When 1D response analysis fails: application of Earthquake HVSR in Site-Specific Amplification Estimation

Ground response analyses (GRA) model the vertical propagation of SH waves through flat-layered media (1DSH) and are widely carried out to evaluate local site effects in practice. Horizontal-to-vertical spectral ratio (HVSR) technique is a cost-effective approach to extract certain site-specific information, e.g., site resonant frequency, but HVSR values cannot be directly used to approximate the level of S-wave amplification. Motivated by the work of Kawase et al. (2019), we propose a procedure to correct earthquake HVSR amplitude for direct amplification estimation. The empirical correction, in essence, compensates HVSR by generic vertical amplifications grouped by vertical fundamental resonant frequency (f_0v) and 30 m average shear-wave velocity (V_S30) via k-mean clustering. In this investigation, we evaluate the effectiveness of the corrected HVSR in approximating observed amplification in comparison with 1DSH modelling.
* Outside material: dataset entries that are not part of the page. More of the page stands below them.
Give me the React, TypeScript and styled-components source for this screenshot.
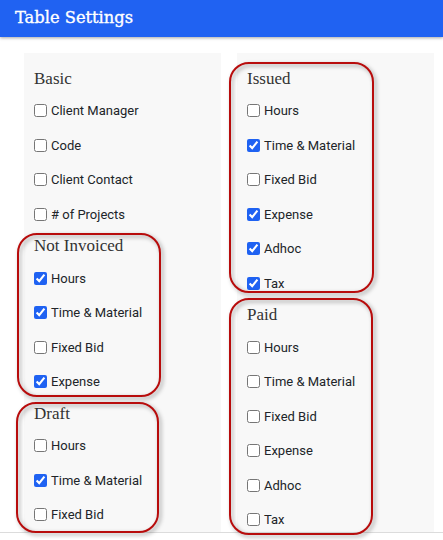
import * as React from 'react'
import styled, { createGlobalStyle } from 'styled-components'

const GlobalStyle = createGlobalStyle`
  html, body {
    margin: 0;
    padding: 0;
    background: #fff;
  }
  body {
    font-family: Roboto, "Liberation Sans", sans-serif;
  }
`

const Page = styled.div`
  width: 443px;
  height: 540px;
  overflow: hidden;
  background: #fff;
`

const Header = styled.header`
  position: relative;
  z-index: 2;
  height: 37px;
  display: flex;
  align-items: center;
  padding: 0 15px;
  background: #2062f2;
  box-shadow: 0 1px 3px rgba(0, 0, 0, 0.35);
`

const Title = styled.h1`
  margin: 0;
  font-family: "DejaVu Serif", "Liberation Serif", serif;
  font-weight: 400;
  font-size: 16.3px;
  color: #fff;
  line-height: 1;
  -webkit-text-stroke: 0.35px #fff;
`

const Body = styled.div`
  display: flex;
  gap: 16px;
  padding: 16px 0 0 24px;
  height: 479px;
`

const Column = styled.div`
  width: 197px;
  height: 100%;
  padding: 11px 10px 0;
  box-sizing: border-box;
  background: #f8f8f8;
`

const Footer = styled.div`
  height: 7px;
  border-top: 1px solid #dcdcdc;
`

const Group = styled.section`
  position: relative;
`

const Outline = styled.div<{ $top: number; $bottom: number; $left: number; $width: number }>`
  position: absolute;
  z-index: 3;
  top: ${p => p.$top}px;
  bottom: ${p => p.$bottom}px;
  left: ${p => p.$left}px;
  width: ${p => p.$width}px;
  box-sizing: border-box;
  border: 2px solid #b80c0c;
  border-radius: 20px;
  pointer-events: none;
  filter: drop-shadow(2px 2px 2px rgba(0, 0, 0, 0.4));
`

const GroupTitle = styled.h3`
  margin: 0;
  height: 29.5px;
  display: flex;
  align-items: center;
  font-family: "Liberation Serif", "DejaVu Serif", serif;
  font-weight: 400;
  font-size: 17px;
  color: #333;
`

const Row = styled.label`
  height: 34.5px;
  display: flex;
  align-items: center;
  font-size: 13px;
  color: #212529;
`

const Check = styled.input`
  width: 13px;
  height: 13px;
  margin: 0 4px 0 0;
  accent-color: #1f62f2;
`

interface Item {
  label: string
  checked?: boolean
}

interface Section {
  title: string
  items: Item[]
  outline?: { top: number; bottom: number; left: number; width: number }
}

const leftSections: Section[] = [
  {
    title: 'Basic',
    items: [
      { label: 'Client Manager' },
      { label: 'Code' },
      { label: 'Client Contact' },
      { label: '# of Projects' }
    ]
  },
  {
    title: 'Not Invoiced',
    outline: { top: 1, bottom: 2, left: -17, width: 144 },
    items: [
      { label: 'Hours', checked: true },
      { label: 'Time & Material', checked: true },
      { label: 'Fixed Bid' },
      { label: 'Expense', checked: true }
    ]
  },
  {
    title: 'Draft',
    outline: { top: 3, bottom: -1, left: -18, width: 143 },
    items: [
      { label: 'Hours' },
      { label: 'Time & Material', checked: true },
      { label: 'Fixed Bid' }
    ]
  }
]

const rightSections: Section[] = [
  {
    title: 'Issued',
    outline: { top: -2, bottom: 8, left: -18, width: 145 },
    items: [
      { label: 'Hours' },
      { label: 'Time & Material', checked: true },
      { label: 'Fixed Bid' },
      { label: 'Expense', checked: true },
      { label: 'Adhoc', checked: true },
      { label: 'Tax', checked: true }
    ]
  },
  {
    title: 'Paid',
    outline: { top: -3, bottom: 2, left: -18, width: 144 },
    items: [
      { label: 'Hours' },
      { label: 'Time & Material' },
      { label: 'Fixed Bid' },
      { label: 'Expense' },
      { label: 'Adhoc' },
      { label: 'Tax' }
    ]
  }
]

const SettingsGroup = ({ section }: { section: Section }) => (
  <Group>
    {section.outline && (
      <Outline
        $top={section.outline.top}
        $bottom={section.outline.bottom}
        $left={section.outline.left}
        $width={section.outline.width}
      />
    )}
    <GroupTitle>{section.title}</GroupTitle>
    {section.items.map(item => (
      <Row key={item.label}>
        <Check type="checkbox" defaultChecked={!!item.checked} />
        {item.label}
      </Row>
    ))}
  </Group>
)

export default function App() {
  return (
    <Page>
      <GlobalStyle />
      <Header>
        <Title>Table Settings</Title>
      </Header>
      <Body>
        <Column>
          {leftSections.map(s => <SettingsGroup key={s.title} section={s} />)}
        </Column>
        <Column>
          {rightSections.map(s => <SettingsGroup key={s.title} section={s} />)}
        </Column>
      </Body>
      <Footer />
    </Page>
  )
}
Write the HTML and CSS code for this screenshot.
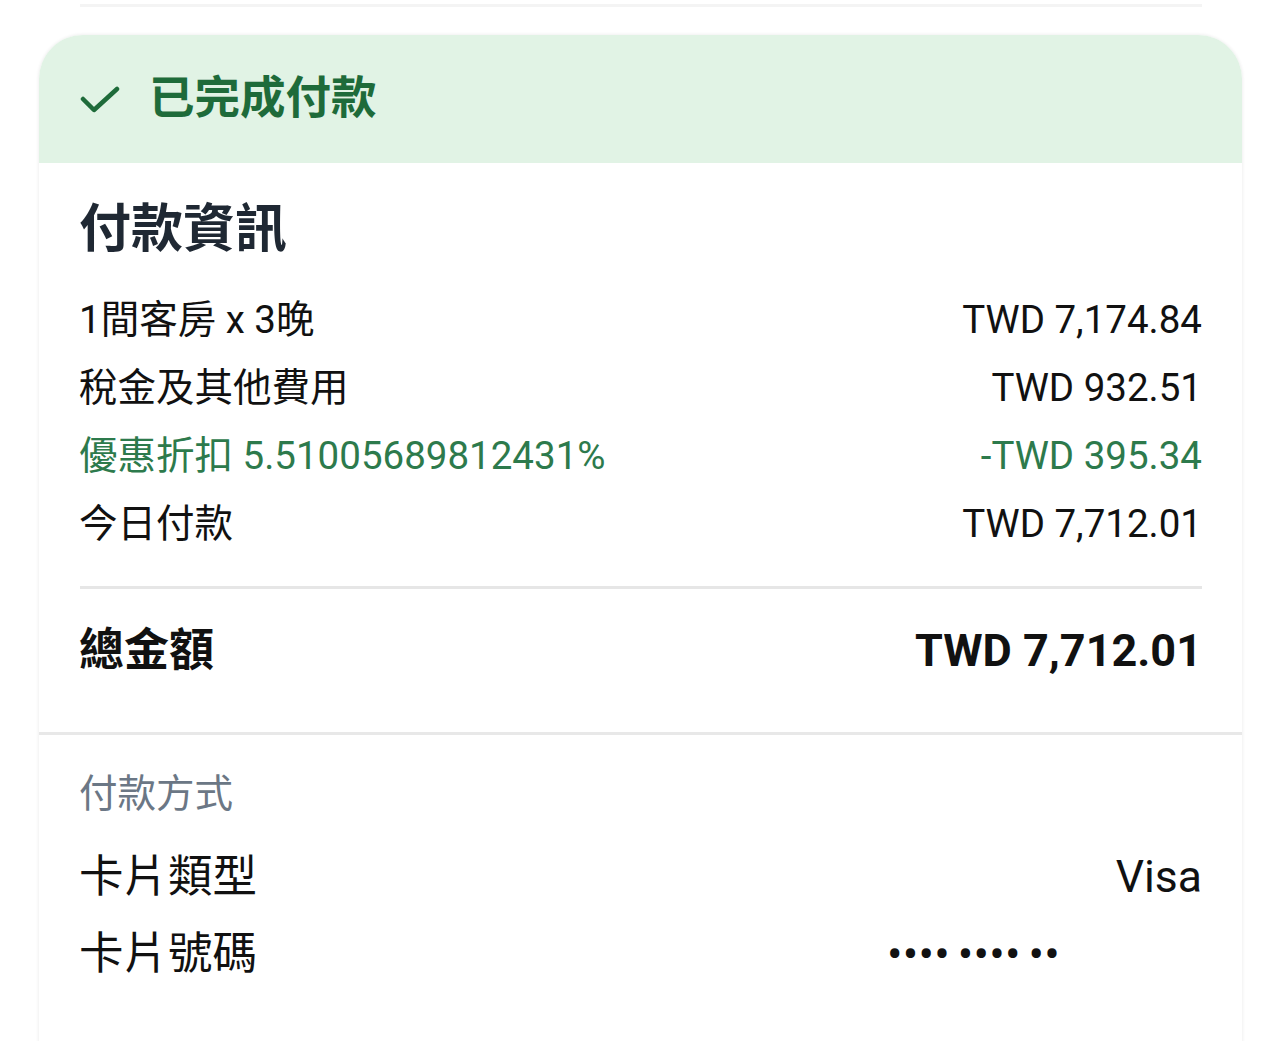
FILE: index.html
```html
<!DOCTYPE html>
<html lang="zh-Hant">
<head>
<meta charset="utf-8">
<title>付款資訊</title>
<link rel="stylesheet" href="styles.css">
</head>
<body>
<div class="page">
  <div class="prev-line"></div>
  <section class="card">
    <header class="status">
      <svg class="check" width="40" height="28" viewBox="0 0 40 28" aria-hidden="true">
        <path d="M3 13 L14 24 L37 3" fill="none" stroke="#1e6b3a" stroke-width="4.5" stroke-linecap="round" stroke-linejoin="round"/>
      </svg>
      <span class="status-text">已完成付款</span>
    </header>
    <div class="body">
      <h2 class="heading">付款資訊</h2>
      <div class="rows">
        <div class="row"><span>1間客房 x 3晚</span><span>TWD 7,174.84</span></div>
        <div class="row"><span>稅金及其他費用</span><span>TWD 932.51</span></div>
        <div class="row discount"><span>優惠折扣 5.51005689812431%</span><span>-TWD 395.34</span></div>
        <div class="row"><span>今日付款</span><span>TWD 7,712.01</span></div>
      </div>
      <div class="divider"></div>
      <div class="row total"><span>總金額</span><span>TWD 7,712.01</span></div>
    </div>
    <div class="method">
      <div class="method-label">付款方式</div>
      <div class="row card-row"><span>卡片類型</span><span>Visa</span></div>
      <div class="row card-row"><span>卡片號碼</span><span class="masked">•••• •••• ••</span></div>
    </div>
  </section>
</div>
</body>
</html>
```
FILE: styles.css
```css
html, body {
  margin: 0;
  padding: 0;
  background: #ffffff;
}
body {
  font-family: Roboto, "Noto Sans CJK TC", sans-serif;
  color: #111111;
}
.page {
  padding: 4px 38px 0 39px;
}
.prev-line {
  height: 3px;
  background: #f4f4f4;
  margin: 0 40px 0 41px;
}
.card {
  margin-top: 28px;
  border-radius: 44px 44px 0 0;
  overflow: hidden;
  background: #ffffff;
  box-shadow: 0 0 3px 1px rgba(0, 0, 0, 0.06);
  height: 1020px;
}
.status {
  height: 128px;
  background: #e1f3e5;
  display: flex;
  align-items: center;
  padding-left: 41px;
  gap: 29px;
}
.check {
  display: block;
  margin-top: 2px;
}
.status-text {
  font-size: 45.5px;
  font-weight: 700;
  color: #1e6b3a;
  line-height: 1;
}
.body {
  padding: 33px 40px 0 40px;
}
.heading {
  margin: 0;
  font-size: 52px;
  line-height: 68px;
  font-weight: 700;
  color: #1f2833;
}
.rows {
  margin-top: 22px;
}
.row {
  display: flex;
  justify-content: space-between;
  align-items: center;
  font-size: 38.5px;
  line-height: 68px;
}
.discount {
  color: #2d7a4c;
}
.divider {
  margin-top: 28px;
  margin-left: 1px;
  height: 3px;
  background: #e6e6e6;
}
.total {
  padding: 32px 0 51px;
  line-height: 60px;
  font-size: 45px;
  font-weight: 700;
}
.method {
  border-top: 3px solid #e8e8e8;
  padding: 34px 40px 0 40px;
}
.method-label {
  font-size: 38.5px;
  line-height: 50px;
  color: #6b7785;
  margin-bottom: 20px;
}
.card-row {
  font-size: 44.5px;
  line-height: 77px;
}
.masked {
  font-size: 46px;
  letter-spacing: 0.2px;
  word-spacing: -3.7px;
  margin-right: 142px;
}
```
To the end, we select a total of 90 KiK-net surface-downhole recording sites which are found to have no velocity contrasts below downhole sensor and thus of which surface-to-borehole spectral ratio (SBSR) can be taken as its empirical transfer function (ETF). 1DSH-based theoretical transfer function (TFF) is computed in the linear domain considering the uncertainty in V_S profile through randomization. Five goodness-of-fit metrics are adopted to gauge the closeness between observed (ETF) and predicted (i.e., TTF and corrected HVSR) amplifications in both amplitude and spectral shape. The major finding of this study is that the empirical correction procedure to HVSR is highly effective, and the corrected HVSR has a “good match” in both spectral shape (Pearson’s r > 0.6) and amplitude (Index of agreement d > 0.6) at 74% of the investigated sites, as opposed to 17% for 1DSH modelling. In addition, the HVSR-based empirical correction does not need a site model and thus has great potentials in site-specific seismic hazard assessments.